NCR Adds to Legacy of Discovery in Dundee
NCR, headquartered in Dayton, Ohio, has opened a new $28-million research and development center in Dundee, Scotland, where the company has maintained a strong presence since 1946, when the company was the first multinational to invest in Scotland after the second world war as a base from which to serve the commonwealth countries.
Five hundred of NCR’s Scottish work force of 1800 will be based at the new facility, which will provide engineering development for the next generation of automated teller machines (ATMs).
The fact that NCR has decided to invest approximately US$28 million in the Dundee facility is an outstanding testament to the confidence it has in its workforce to continue to develop and produce innovative products,” said Wendy Alexander, UK Minister for Enterprise, Transport and Lifelong Learning.
NCR facilities in Dundee and Dalgety Bay, Scotland, have earned major honors in recent years, including “Britain’s Best Factory” from Management Today in 1989, the Scottish Gold Export Award and Scottish Engineering Award in 1994, and the Queens Award for Export Achievement for the fifth time in 1995.

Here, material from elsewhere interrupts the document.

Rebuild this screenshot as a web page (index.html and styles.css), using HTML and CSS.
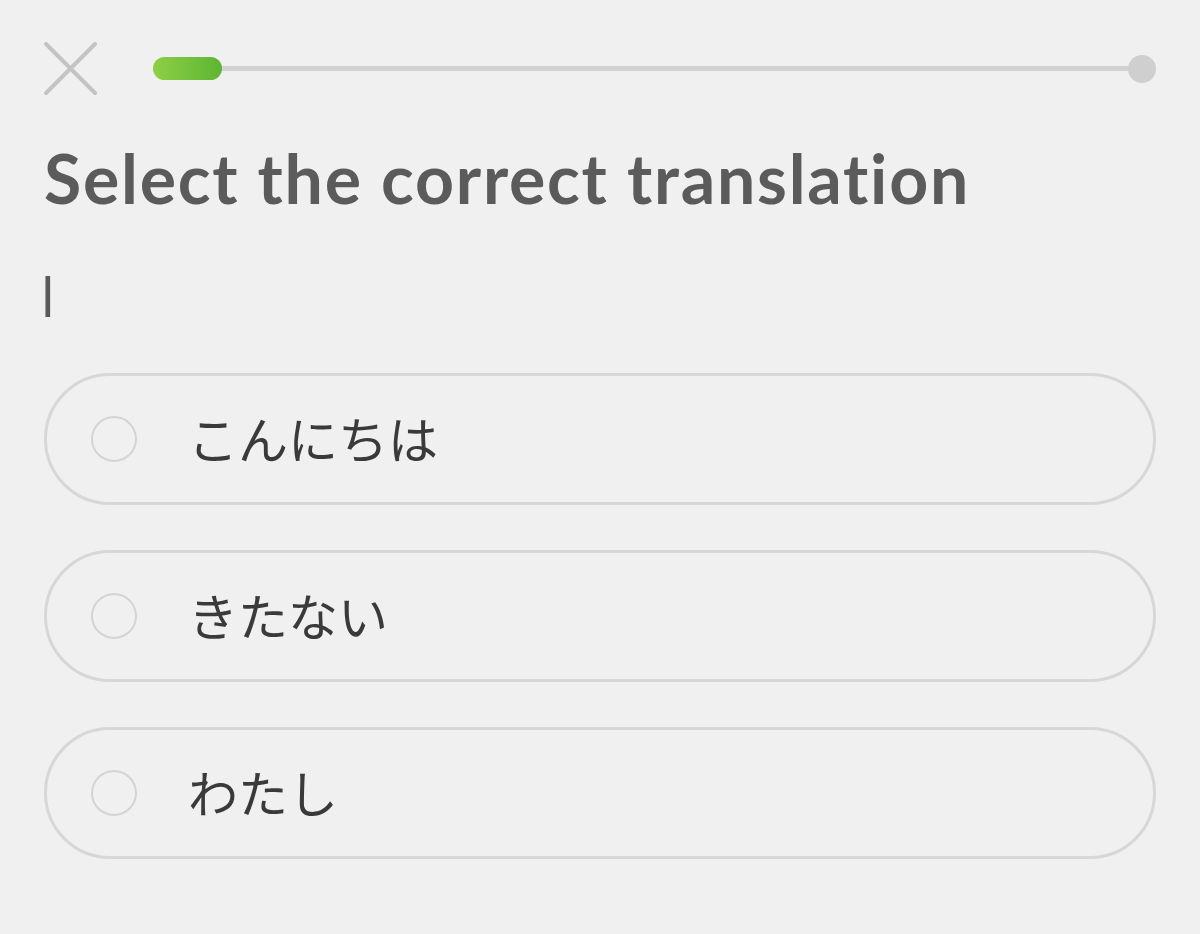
FILE: index.html
```html
<!DOCTYPE html>
<html lang="en">
<head>
<meta charset="utf-8">
<link rel="stylesheet" href="styles.css">
</head>
<body>
<div class="screen">
  <header class="topbar">
    <svg class="close" width="54" height="54" viewBox="0 0 54 54">
      <path d="M2 2 L51 51 M51 2 L2 51" stroke="#c4c4c4" stroke-width="4" stroke-linecap="round" fill="none"/>
    </svg>
    <div class="progress">
      <div class="track"></div>
      <div class="fill"></div>
      <div class="end"></div>
    </div>
  </header>
  <h1 class="title">Select the correct translation</h1>
  <div class="prompt">I</div>
  <div class="options">
    <div class="option"><span class="radio"></span><span class="label">こんにちは</span></div>
    <div class="option"><span class="radio"></span><span class="label">きたない</span></div>
    <div class="option"><span class="radio"></span><span class="label">わたし</span></div>
  </div>
</div>
</body>
</html>
```
FILE: styles.css
```css
html, body {
  margin: 0;
  padding: 0;
  background: #f0f0f0;
}
.screen {
  width: 1200px;
  height: 934px;
  box-sizing: border-box;
  padding: 42px 44px 0 44px;
  font-family: Lato, "Open Sans", sans-serif;
}
.topbar {
  display: flex;
  align-items: center;
  height: 54px;
}
.close {
  display: block;
  flex: none;
}
.progress {
  position: relative;
  flex: 1;
  margin-left: 55px;
  height: 28px;
}
.track {
  position: absolute;
  left: 0;
  right: 14px;
  top: 11px;
  height: 5px;
  background: #d2d2d2;
}
.fill {
  position: absolute;
  left: 0;
  top: 2px;
  width: 69px;
  height: 23px;
  border-radius: 12px;
  background: linear-gradient(90deg, #8dd046, #5db533);
}
.end {
  position: absolute;
  right: 0;
  top: 0;
  width: 28px;
  height: 28px;
  border-radius: 50%;
  background: #cfcfcf;
}
.title {
  margin: 42px 0 0 0;
  font-size: 68px;
  font-weight: 700;
  color: #5b5b5b;
  line-height: 80px;
  letter-spacing: 1.75px;
}
.prompt {
  margin-top: 47px;
  height: 60px;
  font-family: "Open Sans", sans-serif;
  font-weight: 400;
  font-size: 56px;
  line-height: 60px;
  color: #5a5a5a;
  margin-left: -4px;
}
.options {
  margin-top: 48px;
  display: flex;
  flex-direction: column;
  gap: 45px;
}
.option {
  display: flex;
  align-items: center;
  height: 132px;
  box-sizing: border-box;
  border: 3px solid #d7d7d7;
  border-radius: 66px;
  padding-left: 44px;
}
.radio {
  width: 46px;
  height: 46px;
  box-sizing: border-box;
  border: 2.5px solid #d4d4d4;
  border-radius: 50%;
  flex: none;
}
.label {
  margin-left: 51px;
  font-family: "Noto Sans CJK JP", sans-serif;
  font-size: 50px;
  font-weight: 400;
  color: #3a3a3a;
  line-height: 60px;
  position: relative;
  top: -2px;
}
```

“Great engineers are part of the Scottish heritage,” says Jim Adamson, head of the Dundee operation. “Without our constant reinvestment in R&D we would be unable to stay ahead of the technology curve and the creativity of our engineers is exhibited in the 120 invention disclosures of the last year. This has been the essence of how the Dundee operation has remained a significant part of Scottish industry and a prominent part of NCR for 50 years.”